All of the data should be output character for character, except the pictures.

## Source excerpt
********************
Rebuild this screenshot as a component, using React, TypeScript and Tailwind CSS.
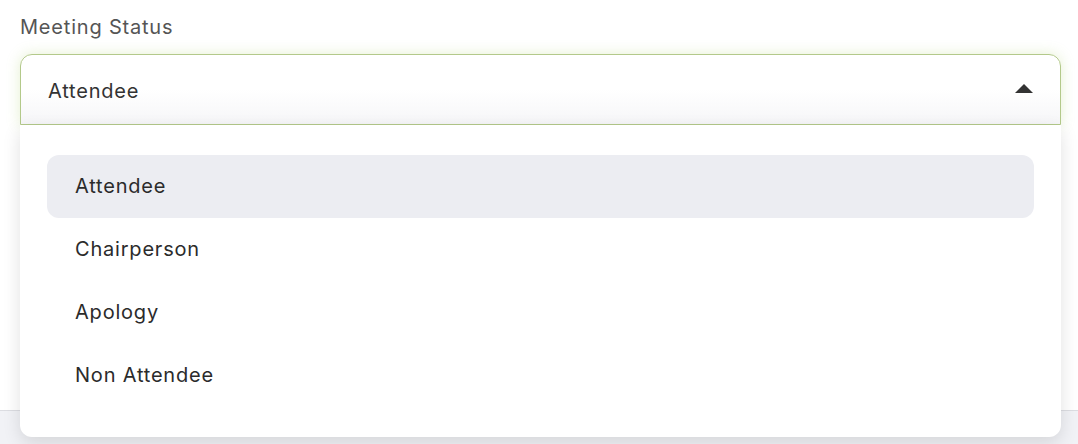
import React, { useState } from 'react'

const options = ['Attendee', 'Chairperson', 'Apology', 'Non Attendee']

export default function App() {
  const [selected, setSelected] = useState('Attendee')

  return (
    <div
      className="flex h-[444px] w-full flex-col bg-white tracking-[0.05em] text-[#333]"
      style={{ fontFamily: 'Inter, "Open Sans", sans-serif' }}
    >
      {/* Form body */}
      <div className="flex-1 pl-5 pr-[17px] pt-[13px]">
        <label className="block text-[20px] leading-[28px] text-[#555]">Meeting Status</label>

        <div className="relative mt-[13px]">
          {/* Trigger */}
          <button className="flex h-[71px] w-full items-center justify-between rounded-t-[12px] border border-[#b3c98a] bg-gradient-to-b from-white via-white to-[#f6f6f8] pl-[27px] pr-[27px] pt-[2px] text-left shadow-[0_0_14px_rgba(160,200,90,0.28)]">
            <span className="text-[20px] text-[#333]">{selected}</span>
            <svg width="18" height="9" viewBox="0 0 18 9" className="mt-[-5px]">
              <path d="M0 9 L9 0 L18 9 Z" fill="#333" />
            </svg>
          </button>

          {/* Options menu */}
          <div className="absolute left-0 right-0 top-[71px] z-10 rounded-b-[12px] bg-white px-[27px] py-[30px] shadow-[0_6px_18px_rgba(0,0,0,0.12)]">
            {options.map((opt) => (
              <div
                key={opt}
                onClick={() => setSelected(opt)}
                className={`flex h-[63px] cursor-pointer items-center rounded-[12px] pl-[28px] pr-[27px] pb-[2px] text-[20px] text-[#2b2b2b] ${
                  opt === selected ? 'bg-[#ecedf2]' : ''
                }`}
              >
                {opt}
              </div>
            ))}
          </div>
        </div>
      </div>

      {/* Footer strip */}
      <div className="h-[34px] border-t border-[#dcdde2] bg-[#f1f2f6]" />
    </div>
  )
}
********************
## Problem solution
Rebuild this screenshot as a component, using React, TypeScript and Tailwind CSS.
import React, { useState } from 'react'

const options = ['Attendee', 'Chairperson', 'Apology', 'Non Attendee']

export default function App() {
  const [selected, setSelected] = useState('Attendee')

  return (
    <div
      className="flex h-[444px] w-full flex-col bg-white tracking-[0.05em] text-[#333]"
      style={{ fontFamily: 'Inter, "Open Sans", sans-serif' }}
    >
      {/* Form body */}
      <div className="flex-1 pl-5 pr-[17px] pt-[13px]">
        <label className="block text-[20px] leading-[28px] text-[#555]">Meeting Status</label>

        <div className="relative mt-[13px]">
          {/* Trigger */}
          <button className="flex h-[71px] w-full items-center justify-between rounded-t-[12px] border border-[#b3c98a] bg-gradient-to-b from-white via-white to-[#f6f6f8] pl-[27px] pr-[27px] pt-[2px] text-left shadow-[0_0_14px_rgba(160,200,90,0.28)]">
            <span className="text-[20px] text-[#333]">{selected}</span>
            <svg width="18" height="9" viewBox="0 0 18 9" className="mt-[-5px]">
              <path d="M0 9 L9 0 L18 9 Z" fill="#333" />
            </svg>
          </button>

          {/* Options menu */}
          <div className="absolute left-0 right-0 top-[71px] z-10 rounded-b-[12px] bg-white px-[27px] py-[30px] shadow-[0_6px_18px_rgba(0,0,0,0.12)]">
            {options.map((opt) => (
              <div
                key={opt}
                onClick={() => setSelected(opt)}
                className={`flex h-[63px] cursor-pointer items-center rounded-[12px] pl-[28px] pr-[27px] pb-[2px] text-[20px] text-[#2b2b2b] ${
                  opt === selected ? 'bg-[#ecedf2]' : ''
                }`}
              >
                {opt}
              </div>
            ))}
          </div>
        </div>
      </div>

      {/* Footer strip */}
      <div className="h-[34px] border-t border-[#dcdde2] bg-[#f1f2f6]" />
    </div>
  )
}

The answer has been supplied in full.